Irritation of the Vulva

The vulva is the part of the female body made up of the female genitalia. The vulva is made up of:

  • The labia majora (the outer lips which are covered with pubic hair)
  • The labia minora (inner lips which are hairless)
  • The clitoris and its hood or covering which is at the front of the genital area
  • The vestibule which surrounds the vaginal opening and the urethral opening
  • The perineum which is the area of skin between the vagina and the anus

What is normal?

Because it is difficult for women to see their vulvas, many women do not know what their vulva looks like and/or what is normal for them. If you don’t know what your vulva looks like, it is a good idea to use a hand mirror to have a look.  Once you are familiar with what is normal for you, it can be a lot easier to detect any changes in appearance such as changes in colour, bumps thickening of skin or dry, cracked skin.

Each woman’s vulva is unique in size and appearance including differences between the right and left labia.  This variation from one woman to another is completely normal.

Vulvitis or vulval irritation

Some of the reasons for vulval irritation include:

  • Sweating or vaginal secretions
  • Skin conditions such as dermatitis, eczema, lichen sclerosus
  • Allergies to substances such as:
    • Soaps, bath and hair products
    • Feminine hygiene products
    • Perfumes or scents
    • Laundry detergents
    • Toilet paper which is scented or coloured
    • Douches
    • Spermicides
    • Condoms
    • Synthetic underwear or sanitary pads
    • Lubricants used for intercourse
  • Fungal, bacterial or viral infections such as candida or thrush, trichomonas or herpes
  • Some medications, preservatives and local anaesthetics
  • Tight clothing / pantyhose

Symptoms can include:

  • Redness
  • Swelling
  • Burning
  • Itching
  • Fissuring (skin cracking or splitting)
  • Leukoplakia (whitening of skin)
  • Associated vaginal inflammation or discharge

Diagnosis and treatment

See your doctor to determine the cause.  Investigations such as blood tests, urine, vulval or vaginal swab tests, or a vulval biopsy may be necessary.  Do not self diagnose or treat.  The treatment will depend on the cause of the vulvitis.

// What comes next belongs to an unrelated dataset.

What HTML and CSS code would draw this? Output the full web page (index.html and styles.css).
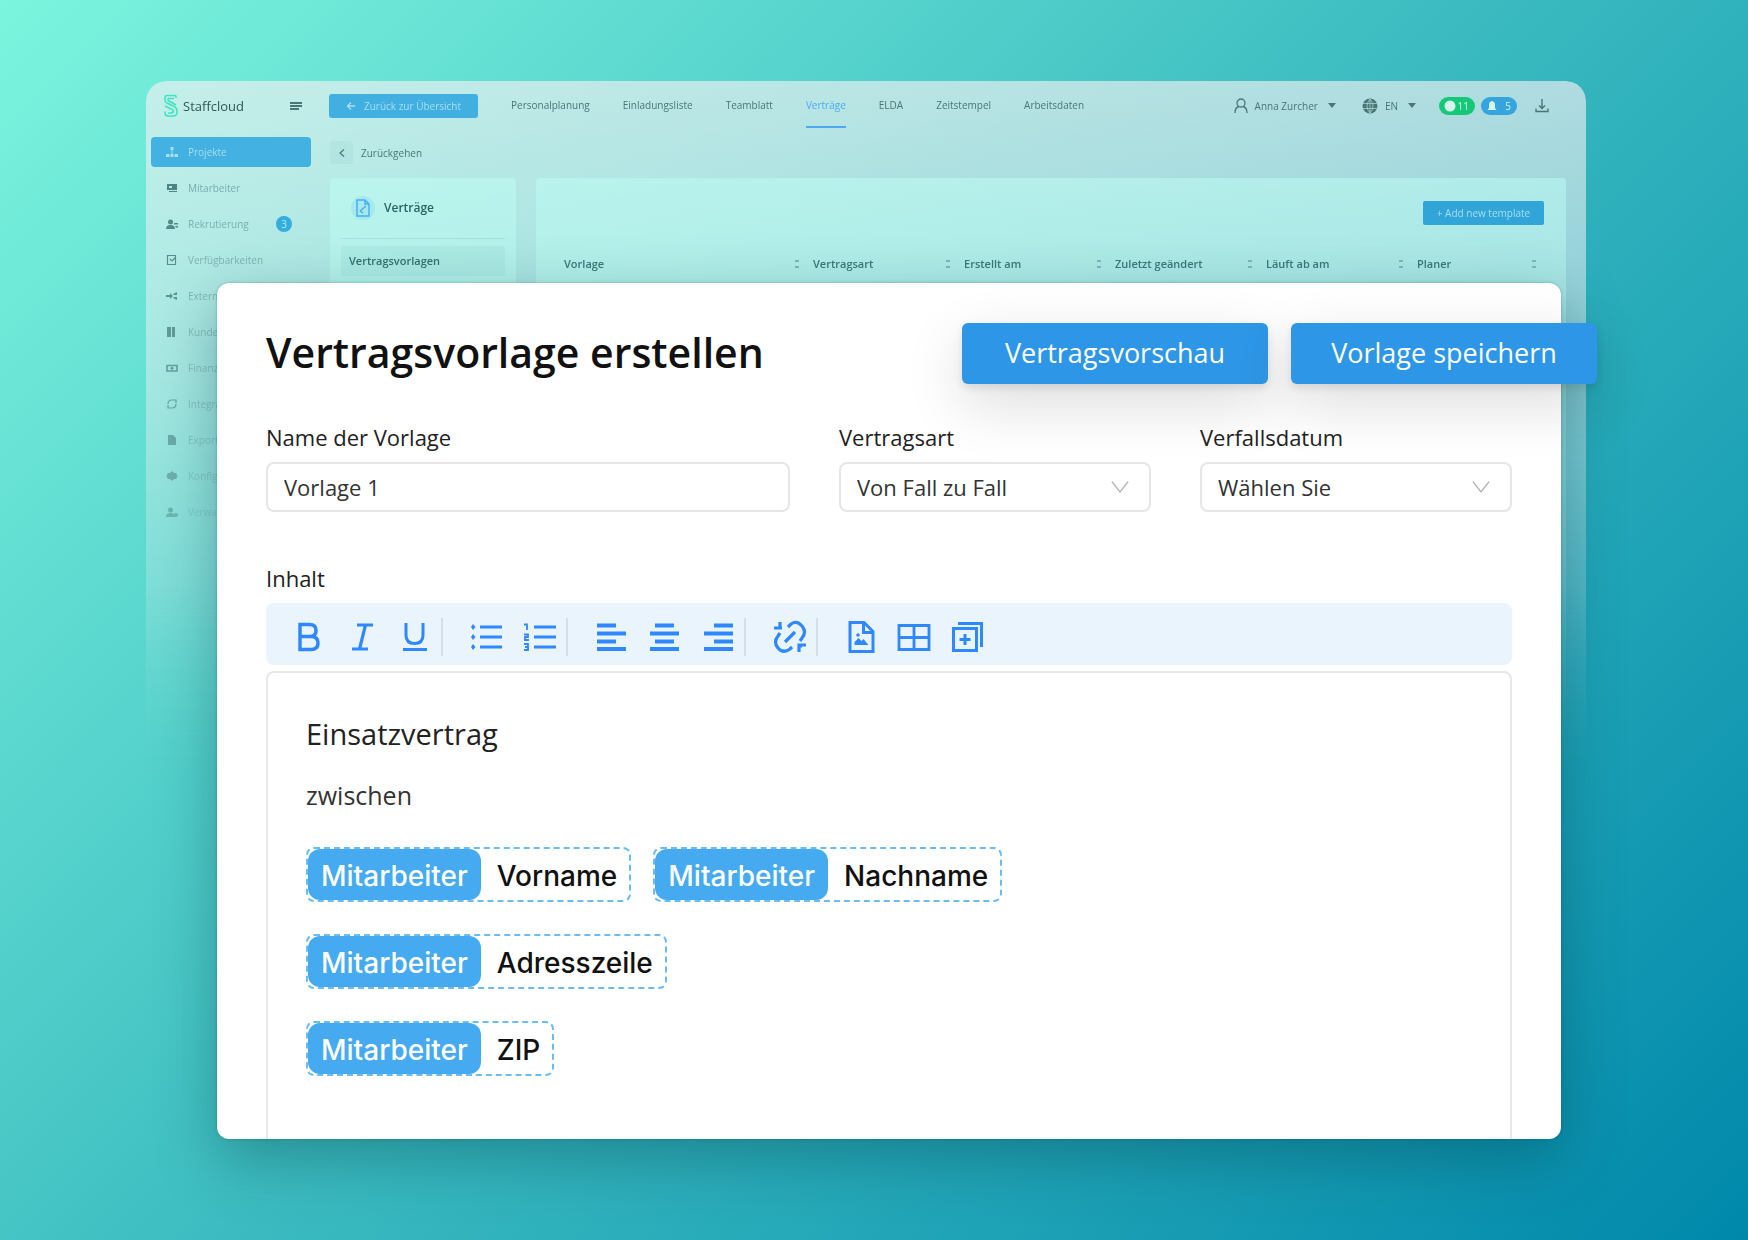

Measures you can take to help yourself include:

  • Do not use any soap or perfumed bath products to wash your vulva – use tap water
  • Avoid getting any hair products on your vulva
  • Wear cotton underpants and if possible, wash them in pure soaps
  • Never use talcum powder on your vulva
  • Preferably, swim in salt water
  • After swimming change out of swimwear immediately and avoid wet clothing
  • Wear loose fitting pants, not tight jeans and avoid pantyhose
  • When passing urine or opening bowels always wipe or pat from front to back
  • Use 100 per cent cotton menstrual pads and tampons
  • Avoid lubricants with intercourse

You may be prescribed cortisone cream / ointments for some of the possible causes and may be instructed to bathe your vulva prior to application of the cream / ointment.

One of the bathing techniques sometimes suggested is to bathe in water with bicarbonate of soda:

  • In a basin of water (e.g. a plastic wash bowl) add 2 tablespoons of bicarbonate of soda; or in a bath add 1 cup of bicarbonate of soda
  • Sit in the basin / bath with the water covering your vulva for 5-10 minutes
  • Pat dry then apply the cream or ointment
  • Bathe once or twice a day

If your symptoms do not get better with the recommended treatment, see your doctor again.